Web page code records
* Begin *

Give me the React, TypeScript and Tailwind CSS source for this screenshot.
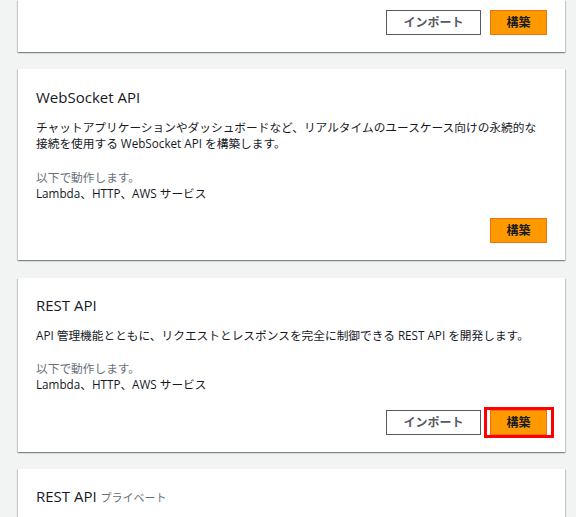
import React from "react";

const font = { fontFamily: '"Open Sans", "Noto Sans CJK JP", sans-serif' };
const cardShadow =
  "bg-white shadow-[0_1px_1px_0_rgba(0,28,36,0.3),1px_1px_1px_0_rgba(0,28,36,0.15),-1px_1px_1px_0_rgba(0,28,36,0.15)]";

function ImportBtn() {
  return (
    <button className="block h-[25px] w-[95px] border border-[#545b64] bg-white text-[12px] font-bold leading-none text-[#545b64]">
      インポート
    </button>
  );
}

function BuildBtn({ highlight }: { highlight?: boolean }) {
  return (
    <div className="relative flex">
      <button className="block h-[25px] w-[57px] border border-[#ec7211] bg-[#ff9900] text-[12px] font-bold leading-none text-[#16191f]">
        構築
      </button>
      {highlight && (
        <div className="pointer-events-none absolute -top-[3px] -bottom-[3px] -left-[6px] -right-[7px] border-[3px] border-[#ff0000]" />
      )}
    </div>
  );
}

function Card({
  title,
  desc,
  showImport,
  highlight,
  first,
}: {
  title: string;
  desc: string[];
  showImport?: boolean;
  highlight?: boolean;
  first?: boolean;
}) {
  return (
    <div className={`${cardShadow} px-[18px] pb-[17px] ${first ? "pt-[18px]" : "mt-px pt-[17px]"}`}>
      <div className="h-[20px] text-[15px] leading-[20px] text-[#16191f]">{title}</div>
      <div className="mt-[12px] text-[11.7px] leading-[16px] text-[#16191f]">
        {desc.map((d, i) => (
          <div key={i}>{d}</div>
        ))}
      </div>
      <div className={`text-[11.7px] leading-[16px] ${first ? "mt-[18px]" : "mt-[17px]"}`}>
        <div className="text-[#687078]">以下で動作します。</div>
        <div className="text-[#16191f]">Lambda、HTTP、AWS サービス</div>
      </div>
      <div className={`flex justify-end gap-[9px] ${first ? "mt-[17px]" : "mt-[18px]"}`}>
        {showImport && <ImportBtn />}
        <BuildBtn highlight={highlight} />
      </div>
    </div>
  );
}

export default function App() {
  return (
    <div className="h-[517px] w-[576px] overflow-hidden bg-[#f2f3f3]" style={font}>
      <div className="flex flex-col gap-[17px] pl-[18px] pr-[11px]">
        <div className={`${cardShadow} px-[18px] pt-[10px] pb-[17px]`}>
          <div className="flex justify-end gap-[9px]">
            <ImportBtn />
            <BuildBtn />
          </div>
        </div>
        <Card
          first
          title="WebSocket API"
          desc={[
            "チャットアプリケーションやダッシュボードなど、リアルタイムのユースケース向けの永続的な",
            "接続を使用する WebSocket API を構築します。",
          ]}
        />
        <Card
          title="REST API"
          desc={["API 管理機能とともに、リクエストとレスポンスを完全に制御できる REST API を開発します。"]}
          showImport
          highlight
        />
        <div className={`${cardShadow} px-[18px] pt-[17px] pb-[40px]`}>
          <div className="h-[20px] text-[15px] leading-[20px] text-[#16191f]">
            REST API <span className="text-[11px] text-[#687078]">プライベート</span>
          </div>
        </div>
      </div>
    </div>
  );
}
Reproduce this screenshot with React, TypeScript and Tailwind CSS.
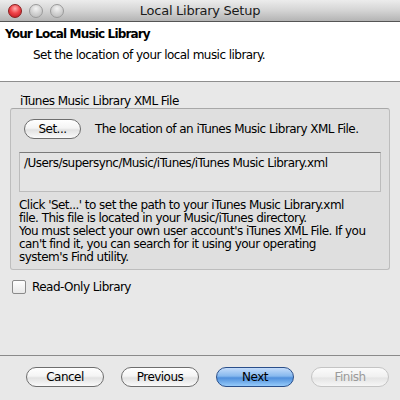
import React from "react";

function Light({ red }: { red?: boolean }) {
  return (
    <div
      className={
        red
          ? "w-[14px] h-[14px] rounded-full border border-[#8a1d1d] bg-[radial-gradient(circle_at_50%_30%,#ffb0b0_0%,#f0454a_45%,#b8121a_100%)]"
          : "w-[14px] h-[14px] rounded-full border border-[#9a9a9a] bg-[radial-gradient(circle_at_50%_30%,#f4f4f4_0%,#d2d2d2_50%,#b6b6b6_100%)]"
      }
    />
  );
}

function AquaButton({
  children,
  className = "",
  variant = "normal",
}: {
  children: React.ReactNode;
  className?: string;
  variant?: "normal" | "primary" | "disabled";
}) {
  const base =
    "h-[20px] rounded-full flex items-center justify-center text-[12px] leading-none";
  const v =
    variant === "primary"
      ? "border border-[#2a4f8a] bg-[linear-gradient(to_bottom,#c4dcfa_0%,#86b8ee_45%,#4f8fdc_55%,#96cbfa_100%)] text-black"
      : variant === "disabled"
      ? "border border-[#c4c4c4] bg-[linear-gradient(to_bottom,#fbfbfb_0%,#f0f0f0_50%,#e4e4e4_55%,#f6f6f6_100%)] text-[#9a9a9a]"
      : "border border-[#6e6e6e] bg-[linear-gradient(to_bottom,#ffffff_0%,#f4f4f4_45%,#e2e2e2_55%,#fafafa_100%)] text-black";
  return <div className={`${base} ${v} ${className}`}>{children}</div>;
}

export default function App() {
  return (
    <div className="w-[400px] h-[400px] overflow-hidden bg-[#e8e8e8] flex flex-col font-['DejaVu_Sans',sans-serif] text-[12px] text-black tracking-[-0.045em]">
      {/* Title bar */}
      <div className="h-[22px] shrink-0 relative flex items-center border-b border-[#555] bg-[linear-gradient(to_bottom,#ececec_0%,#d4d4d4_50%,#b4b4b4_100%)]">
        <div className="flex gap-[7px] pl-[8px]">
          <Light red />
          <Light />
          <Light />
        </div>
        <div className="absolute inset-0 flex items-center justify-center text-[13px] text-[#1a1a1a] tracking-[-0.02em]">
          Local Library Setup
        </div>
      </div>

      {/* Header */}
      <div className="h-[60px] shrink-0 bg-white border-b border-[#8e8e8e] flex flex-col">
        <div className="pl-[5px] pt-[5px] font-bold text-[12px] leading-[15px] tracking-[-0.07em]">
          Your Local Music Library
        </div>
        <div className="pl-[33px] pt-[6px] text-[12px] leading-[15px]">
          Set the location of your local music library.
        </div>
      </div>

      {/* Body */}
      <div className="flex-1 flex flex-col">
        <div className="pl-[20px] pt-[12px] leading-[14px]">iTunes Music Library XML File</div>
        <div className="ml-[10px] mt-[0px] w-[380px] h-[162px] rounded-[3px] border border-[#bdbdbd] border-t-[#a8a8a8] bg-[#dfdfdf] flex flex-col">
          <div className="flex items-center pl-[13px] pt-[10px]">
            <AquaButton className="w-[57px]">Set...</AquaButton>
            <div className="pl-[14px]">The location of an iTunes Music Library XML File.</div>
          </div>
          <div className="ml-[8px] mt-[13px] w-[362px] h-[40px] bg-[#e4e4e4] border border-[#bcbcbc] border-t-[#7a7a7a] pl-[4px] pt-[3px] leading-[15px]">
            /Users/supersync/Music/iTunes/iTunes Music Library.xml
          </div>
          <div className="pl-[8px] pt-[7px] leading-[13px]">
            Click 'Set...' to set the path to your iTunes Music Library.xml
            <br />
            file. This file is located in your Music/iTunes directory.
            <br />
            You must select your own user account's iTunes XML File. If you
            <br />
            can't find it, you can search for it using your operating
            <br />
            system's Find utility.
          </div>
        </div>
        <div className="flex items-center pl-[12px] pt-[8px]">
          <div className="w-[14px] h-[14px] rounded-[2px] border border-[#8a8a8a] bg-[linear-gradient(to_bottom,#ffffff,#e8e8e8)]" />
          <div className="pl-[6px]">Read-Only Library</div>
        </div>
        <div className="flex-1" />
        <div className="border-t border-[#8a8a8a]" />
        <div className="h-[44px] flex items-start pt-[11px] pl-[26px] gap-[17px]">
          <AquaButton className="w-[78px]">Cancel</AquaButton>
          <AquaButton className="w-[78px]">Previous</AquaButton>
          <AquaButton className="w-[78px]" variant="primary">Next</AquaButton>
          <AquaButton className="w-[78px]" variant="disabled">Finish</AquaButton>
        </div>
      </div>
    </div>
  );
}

* End *

▶ [The exercise]: Return all the lines that contain the string "Tailwind".

▶ [Full answer]:
Give me the React, TypeScript and Tailwind CSS source for this screenshot.
Reproduce this screenshot with React, TypeScript and Tailwind CSS.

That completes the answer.